Cristo, entonces, que es hijo de la Virgen María, era también hijo de José, que era su marido, y por tanto compañero de todos sus honores y bendiciones. San Gregorio Nacianceno nos dice que si queremos saber quién y cuán grande fue José debemos recordar que era el marido de la Madre de Dios. Y aunque Jesucristo no fue concebido por él, a José se le asignó la misión de ser realmente su padre en la tierra. De ahí que José no solo alimentó, cuidó y custodió a Cristo sino que también tuvo autoridad de padre sobre Él y, por tanto, la máxima solicitud y afecto por Él. Cristo, a cambio, apreció, amó y honró a José como a un padre, y le fue obediente. Esta sujeción de la que nos habla Cornelio a Lápide "marca a la vez la indescriptible humildad de Cristo y la incomparable dignidad de José y de María”. Sor Juana Inés lo expone así: “El Señor os quiso honrar por tan eminente modo, que aquel que lo manda todo, de Vos se dejó mandar”.

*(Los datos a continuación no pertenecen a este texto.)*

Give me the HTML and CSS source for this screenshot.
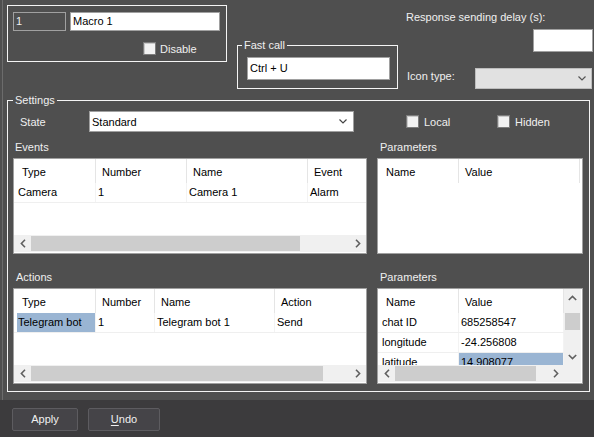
FILE: index.html
```html
<!DOCTYPE html>
<html>
<head>
<meta charset="utf-8">
<title>Macro</title>
<link rel="stylesheet" href="styles.css">
</head>
<body>
<div class="main">
  <div class="top">
    <div class="group1">
      <div class="row-inputs">
        <div class="inp inp-dark id-inp">1</div>
        <div class="inp name-inp">Macro 1</div>
      </div>
      <div class="chk chk-disable"><span class="box"></span><span>Disable</span></div>
    </div>
    <fieldset class="fast">
      <legend>Fast call</legend>
      <div class="inp fast-inp">Ctrl + U</div>
    </fieldset>
    <div class="rightp">
      <div class="rs-label">Response sending delay (s):</div>
      <div class="inp delay"></div>
      <div class="icon-row">
        <span class="icon-label">Icon type:</span>
        <div class="combo combo-dis"><span></span><svg class="chev" width="8" height="5" viewBox="0 0 8 5"><polyline points="0.5,0.5 4,4 7.5,0.5" fill="none" stroke="#555" stroke-width="1.2"/></svg></div>
      </div>
    </div>
  </div>

  <fieldset class="settings">
    <legend>Settings</legend>
    <div class="settings-body">
      <div class="state-row">
        <span class="state-label">State</span>
        <div class="combo combo-state"><span>Standard</span><svg class="chev" width="8" height="5" viewBox="0 0 8 5"><polyline points="0.5,0.5 4,4 7.5,0.5" fill="none" stroke="#444" stroke-width="1.2"/></svg></div>
        <div class="chk chk-local"><span class="box"></span><span>Local</span></div>
        <div class="chk"><span class="box"></span><span>Hidden</span></div>
      </div>

      <div class="pair labels labels-1"><div class="lbl-l">Events</div><div class="lbl-r">Parameters</div></div>
      <div class="pair tables">
        <div class="tbl">
          <div class="thead cols-ev">
            <div class="th">Type</div><div class="th">Number</div><div class="th">Name</div><div class="th">Event</div>
          </div>
          <div class="tbody">
            <div class="tr cols-ev"><div class="td">Camera</div><div class="td">1</div><div class="td">Camera 1</div><div class="td">Alarm</div></div>
          </div>
          <div class="hscroll">
            <span class="arr"><svg width="6" height="9" viewBox="0 0 6 9"><polyline points="5,0.8 1.4,4.5 5,8.2" fill="none" stroke="#606060" stroke-width="1.6"/></svg></span>
            <span class="track"><span class="thumb" style="width:269px"></span></span>
            <span class="arr"><svg width="6" height="9" viewBox="0 0 6 9"><polyline points="1,0.8 4.6,4.5 1,8.2" fill="none" stroke="#606060" stroke-width="1.6"/></svg></span>
          </div>
        </div>
        <div class="tbl">
          <div class="thead cols-p1">
            <div class="th">Name</div><div class="th">Value</div><div class="th"></div>
          </div>
          <div class="tbody"></div>
        </div>
      </div>

      <div class="pair labels labels-2"><div class="lbl-l2">Actions</div><div class="lbl-r">Parameters</div></div>
      <div class="pair tables">
        <div class="tbl">
          <div class="thead cols-ac">
            <div class="th">Type</div><div class="th">Number</div><div class="th">Name</div><div class="th">Action</div>
          </div>
          <div class="tbody">
            <div class="tr cols-ac"><div class="td sel">Telegram bot</div><div class="td">1</div><div class="td">Telegram bot 1</div><div class="td">Send</div></div>
          </div>
          <div class="hscroll">
            <span class="arr"><svg width="6" height="9" viewBox="0 0 6 9"><polyline points="5,0.8 1.4,4.5 5,8.2" fill="none" stroke="#606060" stroke-width="1.6"/></svg></span>
            <span class="track"><span class="thumb" style="width:292px"></span></span>
            <span class="arr"><svg width="6" height="9" viewBox="0 0 6 9"><polyline points="1,0.8 4.6,4.5 1,8.2" fill="none" stroke="#606060" stroke-width="1.6"/></svg></span>
          </div>
        </div>
        <div class="tbl tbl-p2">
          <div class="p2-main">
            <div class="thead cols-p2">
              <div class="th">Name</div><div class="th">Value</div>
            </div>
            <div class="tbody">
              <div class="tr cols-p2"><div class="td">chat ID</div><div class="td">685258547</div></div>
              <div class="tr cols-p2"><div class="td">longitude</div><div class="td">-24.256808</div></div>
              <div class="tr cols-p2"><div class="td">latitude</div><div class="td sel">14.908077</div></div>
            </div>
            <div class="hscroll">
              <span class="arr"><svg width="6" height="9" viewBox="0 0 6 9"><polyline points="5,0.8 1.4,4.5 5,8.2" fill="none" stroke="#606060" stroke-width="1.6"/></svg></span>
              <span class="track"><span class="thumb" style="width:141px"></span></span>
              <span class="arr"><svg width="6" height="9" viewBox="0 0 6 9"><polyline points="1,0.8 4.6,4.5 1,8.2" fill="none" stroke="#606060" stroke-width="1.6"/></svg></span>
            </div>
          </div>
          <div class="vscroll">
            <span class="varr"><svg width="9" height="6" viewBox="0 0 9 6"><polyline points="0.8,5 4.5,1.4 8.2,5" fill="none" stroke="#606060" stroke-width="1.6"/></svg></span>
            <span class="vtrack"><span class="vthumb"></span></span>
            <span class="varr"><svg width="9" height="6" viewBox="0 0 9 6"><polyline points="0.8,1 4.5,4.6 8.2,1" fill="none" stroke="#606060" stroke-width="1.6"/></svg></span>
            <span class="corner"></span>
          </div>
        </div>
      </div>
    </div>
  </fieldset>
</div>
<div class="bottom">
  <button class="btn btn-apply">Apply</button>
  <button class="btn btn-undo"><u>U</u>ndo</button>
</div>
</body>
</html>
```
FILE: styles.css
```css
* { box-sizing: border-box; }
html, body { margin: 0; padding: 0; }
body {
  width: 594px;
  height: 437px;
  overflow: hidden;
  background: #4f4f4f;
  font-family: "Liberation Sans", Arial, sans-serif;
  font-size: 11px;
  line-height: 14px;
  color: #f0f0f0;
}
.main {
  height: 400px;
  margin-left: 2px;
  border-left: 1px solid #6c6c6c;
  padding-left: 4px;
}
.top {
  display: flex;
  align-items: flex-start;
  height: 89px;
}
.group1 {
  margin-top: 5px;
  width: 220px;
  height: 57px;
  border: 1px solid #f4f4f4;
  padding: 6px 0 0 5px;
}
.row-inputs { display: flex; gap: 4px; }
.inp {
  height: 19px;
  border: 1px solid #a0a0a0;
  background: #fff;
  color: #000;
  padding-left: 2px;
  line-height: 17px;
}
.inp-dark { background: #4f4f4f; color: #f0f0f0; }
.id-inp { width: 53px; }
.name-inp { width: 150px; }

.chk { display: flex; align-items: center; gap: 5px; height: 13px; }
.box {
  width: 13px;
  height: 13px;
  border: 1px solid #7c7c7c;
  background: #f2f2f2;
  box-shadow: inset 1px 1px 0 #c9c9c9;
  flex: none;
}
.chk-disable { margin: 11px 0 0 130px; gap: 4px; }

fieldset { margin: 0; padding: 0; min-width: 0; }
legend {
  padding: 0 2px;
  line-height: 13px;
  font-size: 11px;
  color: #f0f0f0;
}
.fast {
  margin: 39px 0 0 10px;
  width: 161px;
  height: 50px;
  border: 1px solid #f4f4f4;
  flex: none;
}
.fast legend { margin-left: 4px; }
.fast-inp {
  width: 143px;
  height: 23px;
  line-height: 21px;
  margin: 5px 0 0 9px;
}
.rightp {
  flex: 1;
  display: flex;
  flex-direction: column;
  padding-top: 10px;
}
.rs-label { margin-left: 8px; height: 14px; white-space: nowrap; }
.delay {
  align-self: flex-end;
  width: 60px;
  height: 23px;
  margin: 5px 1px 0 0;
}
.icon-row {
  display: flex;
  justify-content: space-between;
  align-items: flex-start;
  margin-top: 16px;
}
.icon-label { margin: 1px 0 0 9px; }
.combo {
  height: 21px;
  border: 1px solid #a0a0a0;
  background: #fff;
  color: #000;
  display: flex;
  align-items: center;
  justify-content: space-between;
  padding: 0 6px 0 2px;
  flex: none;
}
.combo-dis {
  width: 117px;
  margin-right: 2px;
  background: #e1e1e1;
  border-color: #bdbdbd;
  padding-right: 5px;
}
.chev { display: block; }

.settings {
  margin-top: 5px;
  width: 583px;
  height: 298px;
  border: 1px solid #f4f4f4;
}
.settings legend { margin-left: 5px; }
.settings-body { padding: 0 6px 0 5px; }
.state-row {
  display: flex;
  align-items: center;
  height: 21px;
  margin-top: 4px;
}
.state-label { width: 76px; padding-left: 7px; flex: none; }
.combo-state { width: 265px; }
.chk-local { margin-left: 52px; width: 91px; }

.pair {
  display: grid;
  grid-template-columns: 354px 206px;
  column-gap: 10px;
}
.labels { height: 14px; }
.labels-1 { margin-top: 8px; }
.labels-2 { margin-top: 16px; }
.lbl-l { padding-left: 2px; }
.lbl-l2 { padding-left: 3px; }
.lbl-r { padding-left: 3px; }
.tables { margin-top: 4px; }

.tbl {
  height: 96px;
  border: 1px solid #a0a0a0;
  background: #fff;
  color: #000;
  display: flex;
  flex-direction: column;
  overflow: hidden;
}
.thead {
  display: grid;
  height: 24px;
  flex: none;
  overflow: hidden;
}
.th {
  padding: 6px 0 0 6px;
  border-right: 1px solid #e5e5e5;
  white-space: nowrap;
  overflow: hidden;
}
.th:first-child { padding-left: 8px; }
.cols-ev { grid-template-columns: 82px 91px 121px 120px; }
.cols-ac { grid-template-columns: 82px 59px 120px 120px; }
.cols-p1 { grid-template-columns: 81px 121px 10px; }
.cols-p2 { grid-template-columns: 81px 105px; }
.tbody { flex: 1; overflow: hidden; }
.tr {
  display: grid;
  height: 20px;
  border-bottom: 1px solid #efefef;
}
.td {
  padding-left: 2px;
  line-height: 19px;
  border-right: 1px solid #f3f3f3;
  white-space: nowrap;
  overflow: hidden;
}
.td:first-child { margin-left: 3px; padding-left: 1px; }
.td.sel { background: #9ab5d3; }

.hscroll {
  height: 17px;
  margin-bottom: 1px;
  display: flex;
  background: #f0f0f0;
  flex: none;
}
.arr {
  width: 17px;
  flex: none;
  display: flex;
  align-items: center;
  justify-content: center;
}
.track { flex: 1; padding: 1px 0; display: flex; }
.thumb { display: block; height: 15px; background: #cdcdcd; }

.tbl-p2 { flex-direction: row; }
.p2-main {
  width: 186px;
  display: flex;
  flex-direction: column;
  flex: none;
}
.p2-main .tbody { height: 52px; flex: none; }
.vscroll {
  width: 17px;
  display: flex;
  flex-direction: column;
  flex: none;
  background: #f0f0f0;
}
.varr {
  height: 17px;
  flex: none;
  display: flex;
  align-items: center;
  justify-content: center;
}
.vtrack { flex: 1; padding: 7px 1px 0 1px; }
.vthumb { display: block; height: 17px; background: #cdcdcd; }
.corner { height: 18px; flex: none; background: #f0f0f0; border-bottom: 1px solid #fff; }

.bottom {
  height: 37px;
  background: #3c3b3d;
  display: flex;
  align-items: flex-start;
  gap: 10px;
  padding: 8px 0 0 12px;
}
.btn {
  height: 23px;
  margin: 0;
  padding: 0;
  border: 1px solid #5d5c60;
  border-radius: 2px;
  background: #454448;
  color: #f0f0f0;
  font-family: "Liberation Sans", Arial, sans-serif;
  font-size: 11px;
  line-height: 21px;
  text-align: center;
}
.btn-apply { width: 66px; }
.btn-undo { width: 72px; }
.btn u { text-underline-offset: 2px; }
```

Bossuet, por su parte, nos habla de que Dios confía a San José tres depósitos: la santa virginidad de María, la persona de Jesucristo y el secreto del misterio de la Encarnación. El primero (en el orden del tiempo) que ha sido confiado a su fe es la santa virginidad de María, que debió conservar intacta bajo el velo sagrado de su matrimonio y la cual siempre cuidó santamente. El segundo es el más venerable, es la persona de Jesucristo, al cual el Padre celestial deja en sus manos, para que sirva de padre a este Santo Niño que no puede tener uno en la tierra. El tercero es el secreto admirable (revelado en sueños a través de un ángel) de la encarnación de Su Hijo. Puesto que, fue la voluntad de Dios no manifestar a Jesucristo al mundo antes de que llegase la hora, San José fue escogido no solamente para cuidar a Jesús, sino también para ocultarlo.

Por su parte San José, como explica Bossuet, presentó a Dios el sacrificio de tres virtudes principales. La primera, su pureza angélica, que aparece por su continencia, la cual le permite guardar la virginidad de María bajo el velo del matrimonio. La segunda, su fidelidad inviolable e inquebrantable con la cual protegió devotamente, en medio de tantas adversidades, al Niño Jesús. La tercera, su humildad y el amor a la vida oculta que cubrió, como con un velo sagrado, el gran tesoro que custodiaba.

José, como afirma Bossuet, desde el momento en que es depositario del admirable secreto de la encarnación del Hijo de Dios no vive sino para Jesucristo, y, con un desprendimiento sin reservas, toma el corazón y las entrañas de padre: “José tiene en su casa con qué atraer los ojos de toda la tierra y el mundo no lo conoce: tiene al Dios-Hombre y no dice ni una palabra de Él: es testigo de tan gran misterio y lo disfruta en secreto, sin divulgarlo.”

Nuestra sociedad, que busca constantemente las vanaglorias del mundo, tiene en José un excelente ejemplo de que la verdadera grandeza no está en la fama y el poder mundanos. Recordemos que la gloria de este mundo es tan falsa como pasajera. No temamos ser desconocidos, ni nos apoquemos ante el desprecio. Busquemos, en cambio, a imagen de San José, servir y amar sin reservas alguna a Cristo siguiendo los consejos de Bossuet: “Quienquiera buscar a Dios, que busque con simplicidad a aquel que no puede soportar los caminos desviados. Quienquiera encontrar a Dios, que se desapegue de todas las cosas para encontrar a aquél que quiere ser él solo todo nuestro bien. Quienquiera gozar de Dios, que se esconda y se retire para gozar en el reposo, en la soledad, de aquél, que no se comunica entre la turbación y la agitación del mundo. Es lo que ha hecho nuestro patriarca. José, hombre simple, buscó a Dios; José, hombre desapegado, encontró a Dios; José, hombre retirado, gozó de Dios”.